WHAT THE TASK REQUIRES:
Write out, word for word, the stretch of lines beginning at the one with "Emit a component" and ending at the one with "const pdf = (z: number, mu: number)", omitting the images.

(Records excerpted from a collection)
────────────────────

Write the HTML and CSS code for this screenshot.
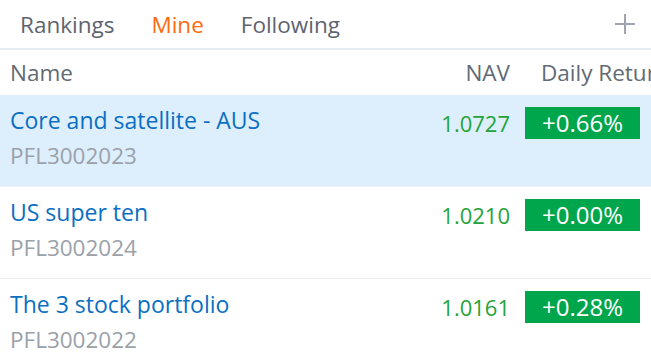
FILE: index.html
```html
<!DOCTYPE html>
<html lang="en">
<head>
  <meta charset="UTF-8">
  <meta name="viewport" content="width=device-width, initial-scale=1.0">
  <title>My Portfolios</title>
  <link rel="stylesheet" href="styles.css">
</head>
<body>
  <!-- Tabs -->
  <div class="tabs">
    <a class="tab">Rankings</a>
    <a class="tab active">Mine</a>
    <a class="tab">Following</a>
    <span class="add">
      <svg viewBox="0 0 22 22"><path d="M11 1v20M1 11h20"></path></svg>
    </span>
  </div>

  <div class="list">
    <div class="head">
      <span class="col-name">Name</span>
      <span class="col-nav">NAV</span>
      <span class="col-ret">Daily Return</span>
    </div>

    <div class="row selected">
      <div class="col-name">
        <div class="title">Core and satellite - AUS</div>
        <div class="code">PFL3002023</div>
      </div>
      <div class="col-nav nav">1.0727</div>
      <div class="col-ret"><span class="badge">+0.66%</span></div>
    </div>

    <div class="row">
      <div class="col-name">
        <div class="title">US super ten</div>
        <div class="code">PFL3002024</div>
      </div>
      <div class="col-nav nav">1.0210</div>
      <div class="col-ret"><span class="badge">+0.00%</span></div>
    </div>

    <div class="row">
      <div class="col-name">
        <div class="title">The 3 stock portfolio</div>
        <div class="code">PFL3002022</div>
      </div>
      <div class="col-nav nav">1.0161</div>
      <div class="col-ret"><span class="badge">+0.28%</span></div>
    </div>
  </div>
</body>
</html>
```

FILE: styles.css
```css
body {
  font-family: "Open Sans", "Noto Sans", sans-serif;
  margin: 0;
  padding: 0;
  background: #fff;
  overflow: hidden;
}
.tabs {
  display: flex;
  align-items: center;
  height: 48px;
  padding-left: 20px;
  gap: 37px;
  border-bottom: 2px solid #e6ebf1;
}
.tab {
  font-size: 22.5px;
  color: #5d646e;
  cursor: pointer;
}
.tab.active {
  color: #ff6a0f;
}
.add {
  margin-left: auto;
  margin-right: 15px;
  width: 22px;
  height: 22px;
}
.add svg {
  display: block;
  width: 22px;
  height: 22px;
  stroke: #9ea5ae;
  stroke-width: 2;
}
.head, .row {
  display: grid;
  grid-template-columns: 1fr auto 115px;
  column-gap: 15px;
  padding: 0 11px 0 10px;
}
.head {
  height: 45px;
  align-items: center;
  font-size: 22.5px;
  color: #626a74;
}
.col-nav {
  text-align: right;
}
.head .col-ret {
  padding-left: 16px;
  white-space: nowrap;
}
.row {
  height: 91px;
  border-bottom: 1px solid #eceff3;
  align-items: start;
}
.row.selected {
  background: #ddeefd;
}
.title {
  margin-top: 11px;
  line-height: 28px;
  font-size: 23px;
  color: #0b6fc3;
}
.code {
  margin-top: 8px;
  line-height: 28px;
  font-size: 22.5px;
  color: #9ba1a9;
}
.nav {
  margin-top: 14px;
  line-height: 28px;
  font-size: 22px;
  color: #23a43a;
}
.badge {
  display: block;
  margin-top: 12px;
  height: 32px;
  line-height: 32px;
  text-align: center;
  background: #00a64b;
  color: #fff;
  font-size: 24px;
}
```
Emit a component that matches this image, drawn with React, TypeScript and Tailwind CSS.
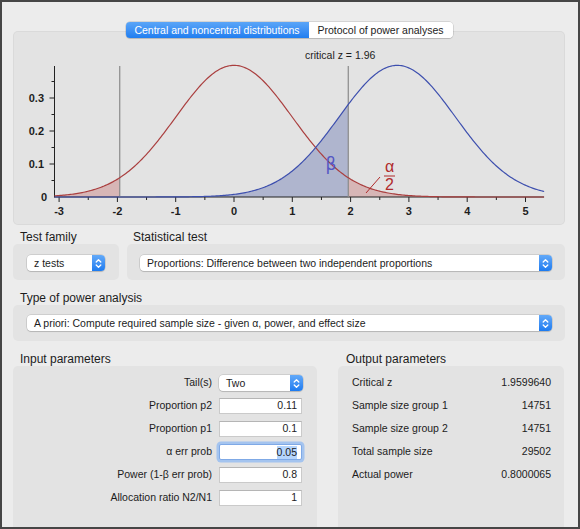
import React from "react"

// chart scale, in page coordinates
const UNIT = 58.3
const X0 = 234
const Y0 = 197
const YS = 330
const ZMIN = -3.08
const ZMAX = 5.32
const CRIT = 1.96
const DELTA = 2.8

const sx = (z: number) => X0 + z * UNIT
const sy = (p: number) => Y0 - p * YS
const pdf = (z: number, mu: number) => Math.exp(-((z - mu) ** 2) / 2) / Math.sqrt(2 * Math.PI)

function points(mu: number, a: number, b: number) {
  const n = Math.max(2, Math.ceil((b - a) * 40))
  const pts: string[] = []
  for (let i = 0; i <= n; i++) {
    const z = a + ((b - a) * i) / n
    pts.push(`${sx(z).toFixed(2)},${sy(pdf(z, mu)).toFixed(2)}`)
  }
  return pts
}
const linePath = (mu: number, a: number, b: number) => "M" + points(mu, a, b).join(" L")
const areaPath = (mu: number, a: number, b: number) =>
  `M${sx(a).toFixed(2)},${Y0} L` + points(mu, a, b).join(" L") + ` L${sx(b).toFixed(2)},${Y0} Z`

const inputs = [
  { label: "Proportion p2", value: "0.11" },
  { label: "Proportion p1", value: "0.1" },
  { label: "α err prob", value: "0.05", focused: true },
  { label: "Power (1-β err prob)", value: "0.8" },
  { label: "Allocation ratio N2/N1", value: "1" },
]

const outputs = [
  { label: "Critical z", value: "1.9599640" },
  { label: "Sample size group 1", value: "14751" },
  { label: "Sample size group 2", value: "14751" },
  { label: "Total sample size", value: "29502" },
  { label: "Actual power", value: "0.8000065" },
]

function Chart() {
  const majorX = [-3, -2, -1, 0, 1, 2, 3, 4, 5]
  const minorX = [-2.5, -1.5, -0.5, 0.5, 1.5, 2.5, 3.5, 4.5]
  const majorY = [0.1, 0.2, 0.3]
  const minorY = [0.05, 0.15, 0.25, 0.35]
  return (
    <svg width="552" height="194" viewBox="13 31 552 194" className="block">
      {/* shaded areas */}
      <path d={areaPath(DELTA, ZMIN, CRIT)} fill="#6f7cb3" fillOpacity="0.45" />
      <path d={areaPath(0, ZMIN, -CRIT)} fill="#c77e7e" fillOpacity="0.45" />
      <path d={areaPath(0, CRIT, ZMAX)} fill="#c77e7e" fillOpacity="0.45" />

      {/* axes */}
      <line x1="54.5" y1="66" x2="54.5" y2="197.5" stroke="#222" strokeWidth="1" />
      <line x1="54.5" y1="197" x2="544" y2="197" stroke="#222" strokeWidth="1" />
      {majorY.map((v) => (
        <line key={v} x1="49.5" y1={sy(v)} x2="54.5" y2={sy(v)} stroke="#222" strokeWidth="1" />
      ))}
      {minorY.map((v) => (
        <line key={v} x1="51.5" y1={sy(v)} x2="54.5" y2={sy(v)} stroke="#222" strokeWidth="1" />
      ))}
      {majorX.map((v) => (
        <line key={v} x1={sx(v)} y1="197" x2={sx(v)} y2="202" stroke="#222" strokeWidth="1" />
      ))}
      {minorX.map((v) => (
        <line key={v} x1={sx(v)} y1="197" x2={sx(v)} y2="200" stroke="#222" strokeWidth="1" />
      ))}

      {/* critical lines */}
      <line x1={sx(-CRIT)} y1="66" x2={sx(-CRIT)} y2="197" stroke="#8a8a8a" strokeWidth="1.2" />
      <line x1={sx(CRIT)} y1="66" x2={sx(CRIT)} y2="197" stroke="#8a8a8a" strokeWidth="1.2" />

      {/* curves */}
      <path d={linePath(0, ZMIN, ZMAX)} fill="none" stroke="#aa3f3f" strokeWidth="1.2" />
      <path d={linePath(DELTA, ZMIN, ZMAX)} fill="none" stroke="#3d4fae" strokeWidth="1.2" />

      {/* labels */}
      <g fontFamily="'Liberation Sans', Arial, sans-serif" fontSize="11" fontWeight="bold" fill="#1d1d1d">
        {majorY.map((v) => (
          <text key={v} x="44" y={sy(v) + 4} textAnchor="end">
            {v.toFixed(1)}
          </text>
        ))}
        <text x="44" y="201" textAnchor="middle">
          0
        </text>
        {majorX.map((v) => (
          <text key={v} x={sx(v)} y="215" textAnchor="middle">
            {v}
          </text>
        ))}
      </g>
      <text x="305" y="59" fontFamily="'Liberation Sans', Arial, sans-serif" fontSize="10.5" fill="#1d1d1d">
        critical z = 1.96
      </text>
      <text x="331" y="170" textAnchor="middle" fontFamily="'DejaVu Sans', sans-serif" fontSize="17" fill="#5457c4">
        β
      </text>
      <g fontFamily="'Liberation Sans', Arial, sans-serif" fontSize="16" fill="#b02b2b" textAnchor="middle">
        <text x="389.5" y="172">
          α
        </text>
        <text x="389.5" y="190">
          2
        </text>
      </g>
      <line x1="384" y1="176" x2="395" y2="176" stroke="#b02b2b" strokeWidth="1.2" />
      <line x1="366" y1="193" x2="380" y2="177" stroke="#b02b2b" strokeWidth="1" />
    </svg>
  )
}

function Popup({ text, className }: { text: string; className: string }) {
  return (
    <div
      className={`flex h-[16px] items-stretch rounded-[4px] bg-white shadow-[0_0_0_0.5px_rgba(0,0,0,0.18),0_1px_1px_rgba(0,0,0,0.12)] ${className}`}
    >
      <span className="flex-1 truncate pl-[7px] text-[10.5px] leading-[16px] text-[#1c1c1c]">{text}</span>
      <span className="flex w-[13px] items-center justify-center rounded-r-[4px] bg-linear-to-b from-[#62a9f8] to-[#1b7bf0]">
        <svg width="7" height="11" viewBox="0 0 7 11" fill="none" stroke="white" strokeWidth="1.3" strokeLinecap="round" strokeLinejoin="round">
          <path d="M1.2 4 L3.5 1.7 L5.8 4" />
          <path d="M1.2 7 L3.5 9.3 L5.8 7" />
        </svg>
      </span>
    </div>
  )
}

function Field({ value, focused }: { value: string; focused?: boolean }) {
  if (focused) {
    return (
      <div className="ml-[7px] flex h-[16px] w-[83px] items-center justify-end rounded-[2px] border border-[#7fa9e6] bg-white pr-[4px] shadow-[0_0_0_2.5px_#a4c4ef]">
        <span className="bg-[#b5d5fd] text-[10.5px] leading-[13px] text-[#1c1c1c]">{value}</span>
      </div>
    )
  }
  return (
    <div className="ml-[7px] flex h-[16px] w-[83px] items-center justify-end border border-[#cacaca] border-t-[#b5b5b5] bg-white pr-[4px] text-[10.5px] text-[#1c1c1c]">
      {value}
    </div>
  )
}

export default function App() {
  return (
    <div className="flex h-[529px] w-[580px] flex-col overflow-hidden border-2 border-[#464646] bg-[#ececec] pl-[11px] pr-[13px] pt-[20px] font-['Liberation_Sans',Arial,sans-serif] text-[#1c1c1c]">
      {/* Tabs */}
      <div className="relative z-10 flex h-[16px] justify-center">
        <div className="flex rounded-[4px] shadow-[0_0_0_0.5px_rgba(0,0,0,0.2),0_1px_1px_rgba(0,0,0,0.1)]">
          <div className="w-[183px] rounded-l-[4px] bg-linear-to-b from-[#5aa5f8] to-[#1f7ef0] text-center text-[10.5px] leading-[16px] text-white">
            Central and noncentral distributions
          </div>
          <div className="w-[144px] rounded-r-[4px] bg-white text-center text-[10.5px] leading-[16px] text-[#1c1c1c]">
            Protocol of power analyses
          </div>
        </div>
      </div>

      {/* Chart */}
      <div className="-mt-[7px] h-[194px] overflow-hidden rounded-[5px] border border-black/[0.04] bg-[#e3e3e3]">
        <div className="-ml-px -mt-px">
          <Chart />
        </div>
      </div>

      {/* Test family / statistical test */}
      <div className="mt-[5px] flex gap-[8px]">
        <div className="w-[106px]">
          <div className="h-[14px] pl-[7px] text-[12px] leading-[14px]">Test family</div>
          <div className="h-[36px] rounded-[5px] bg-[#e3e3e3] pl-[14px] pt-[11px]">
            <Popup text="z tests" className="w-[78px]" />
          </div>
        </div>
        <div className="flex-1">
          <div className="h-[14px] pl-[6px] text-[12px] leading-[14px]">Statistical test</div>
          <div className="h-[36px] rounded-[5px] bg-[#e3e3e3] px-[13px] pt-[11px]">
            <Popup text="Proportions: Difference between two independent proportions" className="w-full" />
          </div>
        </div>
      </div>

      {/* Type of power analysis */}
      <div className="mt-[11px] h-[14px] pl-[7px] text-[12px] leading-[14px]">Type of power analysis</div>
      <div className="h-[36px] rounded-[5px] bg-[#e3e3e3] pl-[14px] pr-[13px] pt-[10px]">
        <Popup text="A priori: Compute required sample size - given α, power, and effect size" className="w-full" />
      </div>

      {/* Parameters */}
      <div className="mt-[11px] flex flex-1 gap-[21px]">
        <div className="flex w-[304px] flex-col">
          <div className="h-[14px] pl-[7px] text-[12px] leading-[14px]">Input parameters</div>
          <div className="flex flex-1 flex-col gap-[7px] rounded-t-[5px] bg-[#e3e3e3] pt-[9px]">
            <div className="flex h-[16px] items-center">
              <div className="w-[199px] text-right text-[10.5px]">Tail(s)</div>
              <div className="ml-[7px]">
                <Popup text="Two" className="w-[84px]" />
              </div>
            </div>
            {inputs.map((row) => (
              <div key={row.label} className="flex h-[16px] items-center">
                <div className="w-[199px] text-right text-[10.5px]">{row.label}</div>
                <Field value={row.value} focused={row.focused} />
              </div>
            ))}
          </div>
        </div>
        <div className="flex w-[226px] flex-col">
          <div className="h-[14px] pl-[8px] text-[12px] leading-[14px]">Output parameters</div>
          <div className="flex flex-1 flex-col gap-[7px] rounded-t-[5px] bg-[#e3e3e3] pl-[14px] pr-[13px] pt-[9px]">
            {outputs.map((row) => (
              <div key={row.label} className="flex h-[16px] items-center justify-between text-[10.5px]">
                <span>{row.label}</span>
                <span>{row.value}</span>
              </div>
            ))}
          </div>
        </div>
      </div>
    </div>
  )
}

────────────────────

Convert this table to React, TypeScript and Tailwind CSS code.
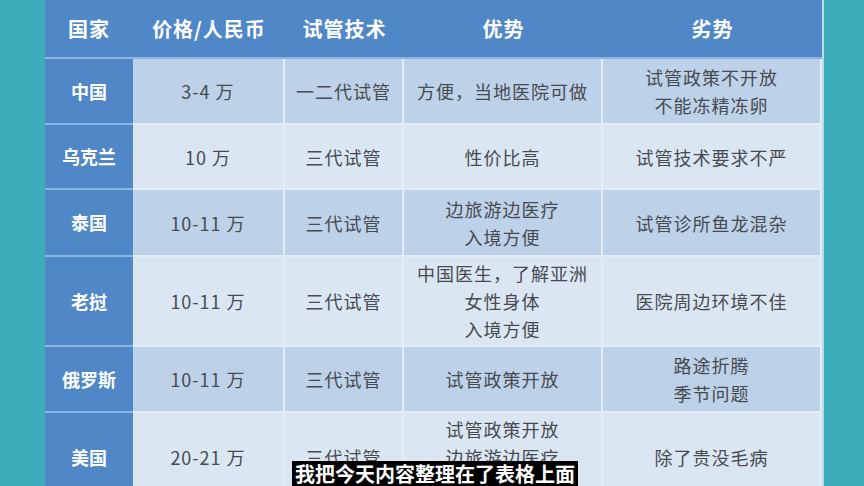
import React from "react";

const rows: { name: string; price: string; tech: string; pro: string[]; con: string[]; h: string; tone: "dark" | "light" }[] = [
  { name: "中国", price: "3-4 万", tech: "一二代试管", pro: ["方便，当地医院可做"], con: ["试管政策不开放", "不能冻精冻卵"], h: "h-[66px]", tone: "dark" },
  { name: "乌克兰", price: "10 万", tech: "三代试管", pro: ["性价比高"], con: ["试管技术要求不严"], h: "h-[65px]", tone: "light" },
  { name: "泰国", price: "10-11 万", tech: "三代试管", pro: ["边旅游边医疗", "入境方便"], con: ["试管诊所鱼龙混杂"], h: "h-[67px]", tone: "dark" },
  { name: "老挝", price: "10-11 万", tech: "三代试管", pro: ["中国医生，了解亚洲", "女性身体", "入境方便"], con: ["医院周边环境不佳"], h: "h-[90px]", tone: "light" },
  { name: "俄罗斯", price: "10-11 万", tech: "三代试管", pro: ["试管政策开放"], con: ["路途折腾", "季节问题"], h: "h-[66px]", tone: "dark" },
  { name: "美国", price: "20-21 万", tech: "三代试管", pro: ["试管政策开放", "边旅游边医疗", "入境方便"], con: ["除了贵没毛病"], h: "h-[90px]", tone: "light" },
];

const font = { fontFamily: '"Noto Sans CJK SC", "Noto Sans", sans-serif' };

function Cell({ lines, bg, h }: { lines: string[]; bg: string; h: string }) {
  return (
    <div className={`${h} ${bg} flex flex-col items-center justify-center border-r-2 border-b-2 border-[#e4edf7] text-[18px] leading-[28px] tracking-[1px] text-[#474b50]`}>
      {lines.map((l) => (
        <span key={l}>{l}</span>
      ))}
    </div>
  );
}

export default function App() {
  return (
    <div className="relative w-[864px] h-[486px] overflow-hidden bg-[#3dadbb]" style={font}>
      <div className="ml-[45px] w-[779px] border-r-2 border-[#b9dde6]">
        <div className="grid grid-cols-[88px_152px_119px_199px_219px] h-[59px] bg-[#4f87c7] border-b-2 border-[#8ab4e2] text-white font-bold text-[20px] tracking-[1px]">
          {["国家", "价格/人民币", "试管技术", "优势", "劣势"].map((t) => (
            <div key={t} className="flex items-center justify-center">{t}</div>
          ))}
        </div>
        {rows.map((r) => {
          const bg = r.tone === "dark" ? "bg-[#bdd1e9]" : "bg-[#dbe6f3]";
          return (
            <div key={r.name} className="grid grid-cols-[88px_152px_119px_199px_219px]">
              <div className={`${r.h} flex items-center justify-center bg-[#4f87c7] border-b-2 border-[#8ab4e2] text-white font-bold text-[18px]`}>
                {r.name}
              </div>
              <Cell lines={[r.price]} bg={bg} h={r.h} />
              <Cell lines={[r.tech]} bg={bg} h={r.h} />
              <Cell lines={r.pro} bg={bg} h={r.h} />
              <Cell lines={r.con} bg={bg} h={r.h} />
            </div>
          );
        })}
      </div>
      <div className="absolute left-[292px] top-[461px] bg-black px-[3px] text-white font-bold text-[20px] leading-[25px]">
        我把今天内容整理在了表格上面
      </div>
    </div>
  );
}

────────────────────

RESULT:
Emit a component that matches this image, drawn with React, TypeScript and Tailwind CSS.
import React from "react"

// chart scale, in page coordinates
const UNIT = 58.3
const X0 = 234
const Y0 = 197
const YS = 330
const ZMIN = -3.08
const ZMAX = 5.32
const CRIT = 1.96
const DELTA = 2.8

const sx = (z: number) => X0 + z * UNIT
const sy = (p: number) => Y0 - p * YS
const pdf = (z: number, mu: number) => Math.exp(-((z - mu) ** 2) / 2) / Math.sqrt(2 * Math.PI)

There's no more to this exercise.